You also got the distinct impression that he now has more on his plate than worrying about a Carling Cup third round trip to the Eastlands Stadium where Sven Goran Eriksson's rebuilt Manchester City await. The tie was duly confirmed today for Tuesday, September 25.
“To be honest with you, it doesn't really concern me – the next few league games, they're the most important thing,” said Grant, with the home clash against Crystal Palace now at the forefront of everyone's mind.
“The one thing I would say is that the one thing you look for in a cup draw is a home game – and we never got that.
“But it's a big challenge against a very good side at this moment in time. But, as I say, I'm more concerned about getting ourselves sorted out for the next league match.”
In the meantime, the Canaries were keeping FlyBe's service to Edinburgh in business as Irish youngster Kurtis Byrne followed Ryan Jarvis north and joined John Collins' Hibs.
But whereas Jarvis has arrived at Kilmarnock on loan until the New Year, Byrne appears set on a full-time move after the 17-year-old, second year Academy scholar “negotiated his release from the Carrow Road club”, according to tonight's Edinburgh Evening News.

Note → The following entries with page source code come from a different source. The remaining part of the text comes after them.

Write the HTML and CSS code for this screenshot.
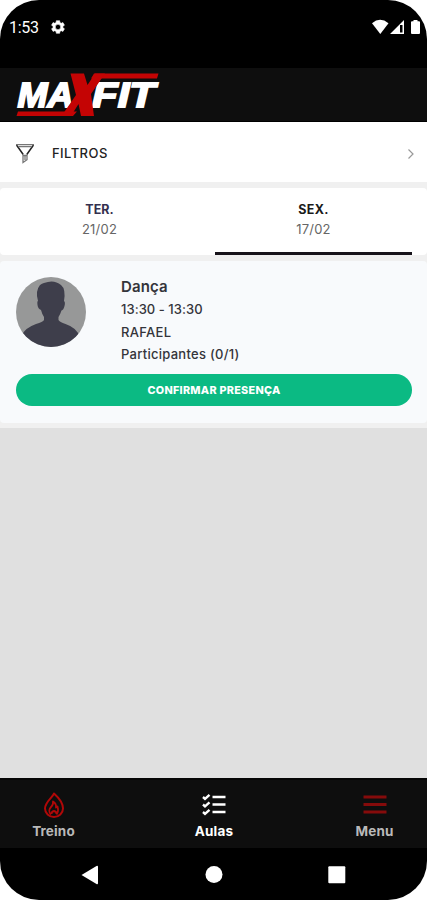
FILE: index.html
```html
<!DOCTYPE html>
<html lang="pt-BR">
<head>
<meta charset="utf-8">
<title>MaxFit</title>
<link rel="stylesheet" href="styles.css">
</head>
<body>
<div class="phone">
  <header class="status">
    <span class="clock">1:53</span>
    <svg class="gear" width="16" height="16" viewBox="0 0 24 24"><path fill="#fff" fill-rule="evenodd" d="M19.400 13a7.500 7.500 0 0 0 0-2l2.300-1.700-2.300-4-2.700 1.100a7.500 7.500 0 0 0-1.800-1L14.500 2.500h-5l-.4 2.900a7.500 7.500 0 0 0-1.800 1L4.600 5.300l-2.300 4L4.600 11a7.500 7.500 0 0 0 0 2l-2.300 1.700 2.300 4 2.700-1.100a7.500 7.500 0 0 0 1.800 1l.4 2.900h5l.4-2.900a7.500 7.500 0 0 0 1.800-1l2.700 1.100 2.300-4zM12 8a4 4 0 1 1 0 8 4 4 0 0 1 0-8z" stroke="#fff" stroke-width=".8"/></svg>
    <svg class="signals" width="50" height="16" viewBox="0 0 50 16">
      <path fill="#fff" d="M0 4.200Q8-2.600 16.500 4.200L8.300 15z"/>
      <path fill="#fff" d="M18 15L32 1v14zM28 6v7.500h2.500V6z" fill-rule="evenodd"/>
      <path fill="#fff" d="M39 3.200q0-1 1-1h1.500V1h4v1.200H47q1 0 1 1V14q0 1-1 1h-7q-1 0-1-1z"/>
    </svg>
  </header>
  <div class="brand">
    <svg width="144" height="46" viewBox="0 0 144 46">
      <g fill="#fff" stroke="#fff" stroke-width="1.800" stroke-linejoin="miter" class="logo-text">
        <text x="1.500" y="34.500" textLength="56" lengthAdjust="spacingAndGlyphs">MA</text>
        <text x="76" y="34.500" textLength="63" lengthAdjust="spacingAndGlyphs">FIT</text>
      </g>
      <path fill="#c40404" d="M78 1.500H142.500L141 6.500H75zM2 39.500H61L57 44H.5z"/>
      <path fill="#c40404" d="M54.500 1.500H68L71.500 13 79 1.500H89L75 22 78 44H65L62.500 32 55 44H45.500L60 23z"/>
    </svg>
  </div>
  <main>
    <section class="filters">
      <svg width="20" height="21" viewBox="0 0 20 21" fill="none"><path stroke="#222" stroke-width="1.500" d="M1.500 2L8.200 11.500M18.500 2L11.800 11.500"/><path stroke="#777" stroke-width="1.300" d="M1 1.600h18M3 3.600h14M8 11.500V19.500l4-2.800V11.500M8 12.500h4M10 12.500V17"/></svg>
      <span class="filters-label">FILTROS</span>
      <svg class="chevron" width="8" height="12" viewBox="0 0 8 12" fill="none" stroke="#999" stroke-width="1.200"><path d="M1.500 1.500L6 6 1.500 10.500"/></svg>
    </section>
    <nav class="days">
      <div class="day"><strong>TER.</strong><span>21/02</span></div>
      <div class="day active"><strong>SEX.</strong><span>17/02</span></div>
    </nav>
    <article class="lesson">
      <div class="info">
        <svg class="avatar" width="70" height="70" viewBox="0 0 70 70">
          <defs><clipPath id="c"><circle cx="35" cy="35" r="35"/></clipPath></defs>
          <g clip-path="url(#c)"><rect width="70" height="70" fill="#979898"/>
          <path fill="#3e3e4b" d="M22 24Q19 14 24 8q2-1.500 4-2 10-4 17 2 5 4 3 16 1.500 1 .5 5t-3 4.500Q44 38 42.500 40v3q1 2 7 4 12 4 14 13L65 70H4l2-12q3-7 14-11 7-2 8-4v-3q-2-3-3-7-3-1-3.500-5t.5-4z"/></g>
        </svg>
        <div class="details">
          <h2>Dança</h2>
          <p class="time">13:30 - 13:30</p>
          <p class="teacher">RAFAEL</p>
          <p class="members">Participantes (0/1)</p>
        </div>
      </div>
      <button class="confirm"><span>CONFIRMAR PRESENÇA</span></button>
    </article>
  </main>
  <nav class="tabs">
    <div class="tab">
      <svg width="22" height="26" viewBox="0 0 22 26" fill="none" stroke="#b00808" stroke-width="2" stroke-linejoin="round"><path d="M11 1.500C10 5 2 10 2 16.500a9 8.500 0 0 0 18 0C20 11 16 6 11 1.500z"/><path stroke-width="1.800" d="M8 22.500C5.500 20 6 17 8 15q2.500-2 2-5.500 3.500 2 3 6l1.500-1q1.500 5-1 8M8.500 22q0-2.500 2.500-3 2.500.5 2.500 3"/></svg>
      <span class="treino">Treino</span>
    </div>
    <div class="tab current">
      <svg width="24" height="22" viewBox="0 0 24 22" fill="none" stroke="#fff"><path stroke-width="2.600" d="M10.500 3H23.500M10.500 10.500H23.500M10.500 18H23.500"/><path stroke-width="2.400" d="M1 3l2 1.800 4.500-4M1 10.500l2 1.800 4.500-4M1 18l2 1.800 4.500-4"/></svg>
      <span class="aulas">Aulas</span>
    </div>
    <div class="tab">
      <svg width="24" height="22" viewBox="0 0 24 22" stroke="#850b0b" stroke-width="2.800"><path d="M.5 3h23M.5 10.500h23M.5 18h23"/></svg>
      <span class="menu">Menu</span>
    </div>
  </nav>
  <footer class="system">
    <svg width="18" height="20" viewBox="0 0 18 20"><path fill="#fff" d="M.5 10L15.500 1q1.500-.7 1.500 1v16q0 1.700-1.500 1z"/></svg>
    <svg width="18" height="20" viewBox="0 0 18 20"><circle cx="9" cy="9.500" r="8.500" fill="#fff"/></svg>
    <svg width="18" height="20" viewBox="0 0 18 20"><rect x=".3" y="1.200" width="17" height="17" rx="1" fill="#fff"/></svg>
  </footer>
</div>
</body>
</html>
```
FILE: styles.css
```css
* { box-sizing: border-box; margin: 0; padding: 0; }
html { background: #fff; }
body { width: 427px; height: 900px; overflow: hidden; font-family: Inter, Roboto, sans-serif; }
svg { display: block; flex: none; }
.phone { height: 900px; display: flex; flex-direction: column; background: #000; border-radius: 39px; overflow: hidden; }
.status { height: 68px; display: flex; padding: 19px 5px 0 9px; color: #fff; }
.clock { font: 400 16px/18px Roboto, sans-serif; letter-spacing: -.25px; width: 41px; }
.signals { margin-left: auto; }
.brand { height: 54px; background: #0e0e0e; padding: 4px 16px 0; border-bottom: 1px solid #000; }
.logo-text { font: italic 700 34.500px "Liberation Sans", sans-serif; }
main { flex: 1; background: linear-gradient(#f0f0f0 306px, #e0e0e0 306px); }
.filters { height: 60px; background: #fff; display: flex; align-items: center; padding: 2px 12px 0 15px; }
.filters-label { margin: 0 0 0 17px; font-size: 13px; font-weight: 500; letter-spacing: .45px; color: #222; }
.chevron { margin: 1px 0 0 auto; }
.days { height: 67px; display: grid; grid-template-columns: 197px 197px; column-gap: 17px; margin: 6px 0; border-radius: 4px; padding: 0 15px 0 1px; background: #fff; }
.day { display: flex; flex-direction: column; align-items: center; padding-top: 12px; line-height: 19px; font-size: 13px; color: #666; }
.day span { letter-spacing: .2px; }
.day strong { font-size: 12.500px; line-height: 20px; font-weight: 700; color: #34304f; }
.day.active { border-bottom: 3px solid #17131a; }
.day.active strong { letter-spacing: .3px; color: #1a1a1a; }
.lesson { height: 162px; background: #f8fafc; padding: 16px 15px 0 16px; border-radius: 4px; }
.info { height: 97px; display: flex; }
.details { margin-left: 35px; color: #34343a; font-size: 13px; }
.details h2 { font-size: 15px; line-height: 19px; font-weight: 600; letter-spacing: .15px; margin-bottom: 2px; }
.details p { line-height: 22.500px; font-weight: 500; }
.details .time { letter-spacing: .05px; }
.details .teacher { letter-spacing: .3px; }
.details .members { letter-spacing: .27px; }
.confirm { display: flex; align-items: center; justify-content: center; width: 100%; height: 32px; border: 0; border-radius: 16px; background: #0bba83; color: #fff; font: 800 10.800px Inter, sans-serif; letter-spacing: .28px; }
.tabs { height: 70px; background: #0e0e0e; border-top: 2px solid #050505; display: flex; justify-content: space-between; padding: 12px 11px 0 12px; }
.tab { width: 83px; display: flex; flex-direction: column; align-items: center; color: #b9b9b9; font-size: 13.500px; font-weight: 700; line-height: 18px; }
.tab svg { height: 26px; margin-bottom: 4px; }
.tab.current { color: #fff; }
.treino { letter-spacing: .15px; }
.aulas { letter-spacing: .2px; }
.menu { letter-spacing: .1px; }
.system { height: 52px; display: flex; justify-content: space-between; padding: 17px 81px 0; }
```
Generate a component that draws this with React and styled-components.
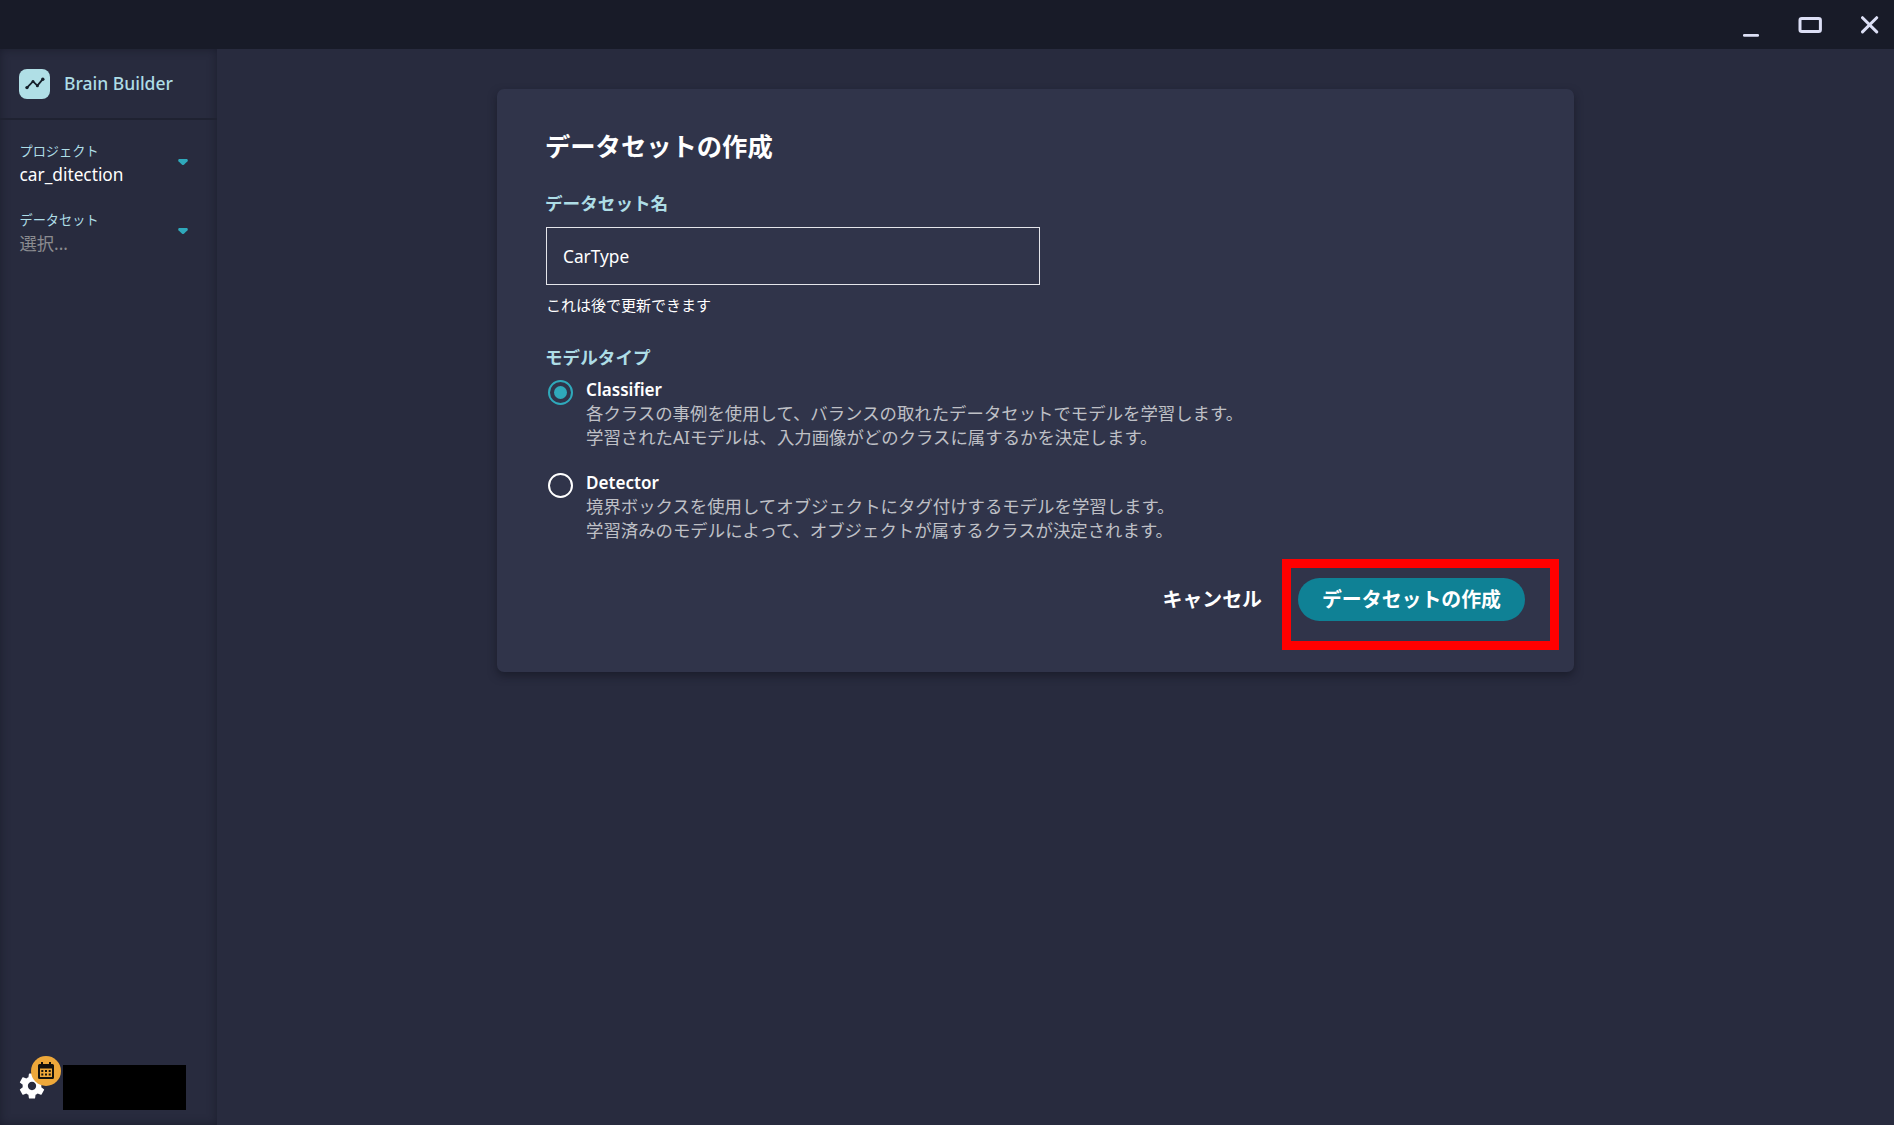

“He's a good quality player with potential and at 6ft tall, he's a good size for a young boy,” said Collins, as Byrne scored a goal in Hibs U19's 3-1 win over Inverness Caledonian Thistle this weekend.
Byrne's father, Paul, was a striker with Celtic – hence the strong Scottish connections of the Dublin-born youngster.
His arrival at Easter Road still comes as a slight surprise given that the teenager was the subject of the 'Academy Interview' in Saturday's match-day programme against Cardiff.
Quizzed as to his hopes for this season after a first year at Colney hit by illness, Byrne said: “I want to get a lot more reserve matches and then earn a professional contract at the end of the year and then, hopefully, push on into the first team,” he told the City programme.
“It gives you hope when you see others making in through,” added the Republic of Ireland Under-17 striker. “You know that if you work hard the rewards are there.”